In conclusion, communication of monetary policy decisions is still evolving. There is by no means universal acceptance of some of the recent developments globally, and there are criticisms that at times, forward guidance has introduced more volatility into the markets, and that too much guidance can encourage excessive risk-taking and delay monetary policy responses. It may also be the case that forward guidance is more difficult in emerging market economies that are more prone to volatility arising from exogenous shocks and spillover effects. Charles Goodhart has also argued that "pre-commitment, even if desirable, is not even really feasible, especially in a system of decision-making by committees, with changing membership and political oversight." We will continue to learn from what others are doing, from their successes and their mistakes. Our communication strategy has come a long way in the past few years, but it is evolving and we need to tread carefully.

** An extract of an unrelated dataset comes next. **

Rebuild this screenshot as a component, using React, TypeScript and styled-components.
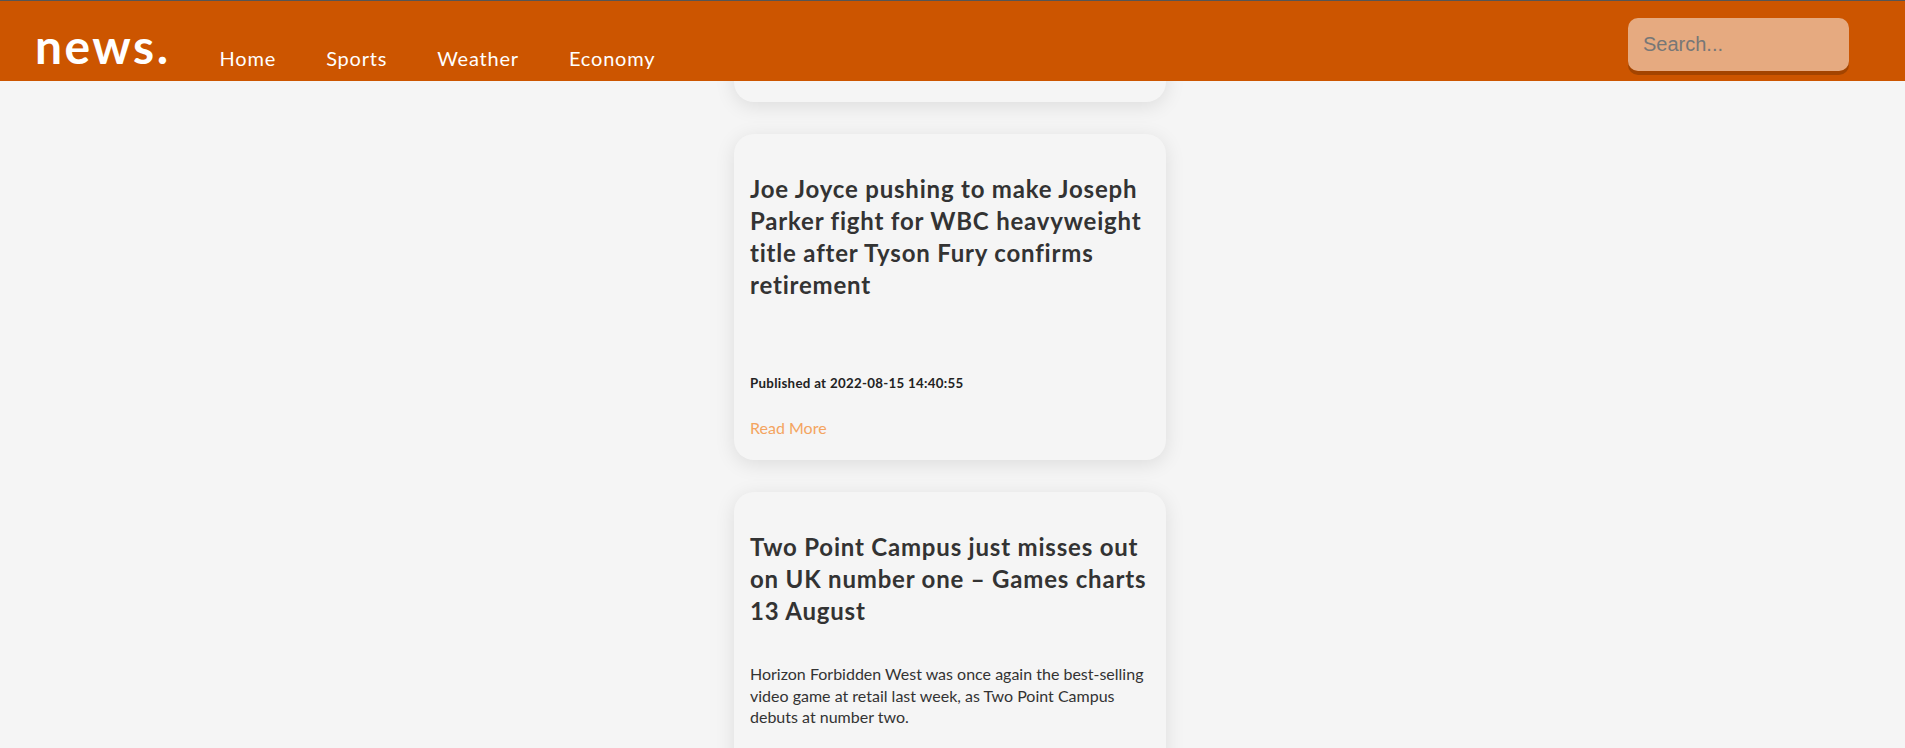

Conferences such as these are important mechanisms for learning from each other, and are critical for the evolution and dissemination of ideas and experiences about what works and what does not work. As communication practitioners, I am sure that you have no shortage of topics to discuss tonight and tomorrow.

Thank you again for taking the time to travel to Pretoria to participate in this conference, and at the conclusion of your deliberations travel safely back home.

Thank you.


Fratzcher, M (2013): The Drawbacks of Forward Guidance.

Goodhart, C. 2013. Debating the Merits of Forward Guidance. In Forward Guidance. Perspectives from Central Bankers, Scholars and Market Participants, ed W. den Haan, eBook, Centre for Economic Policy Research.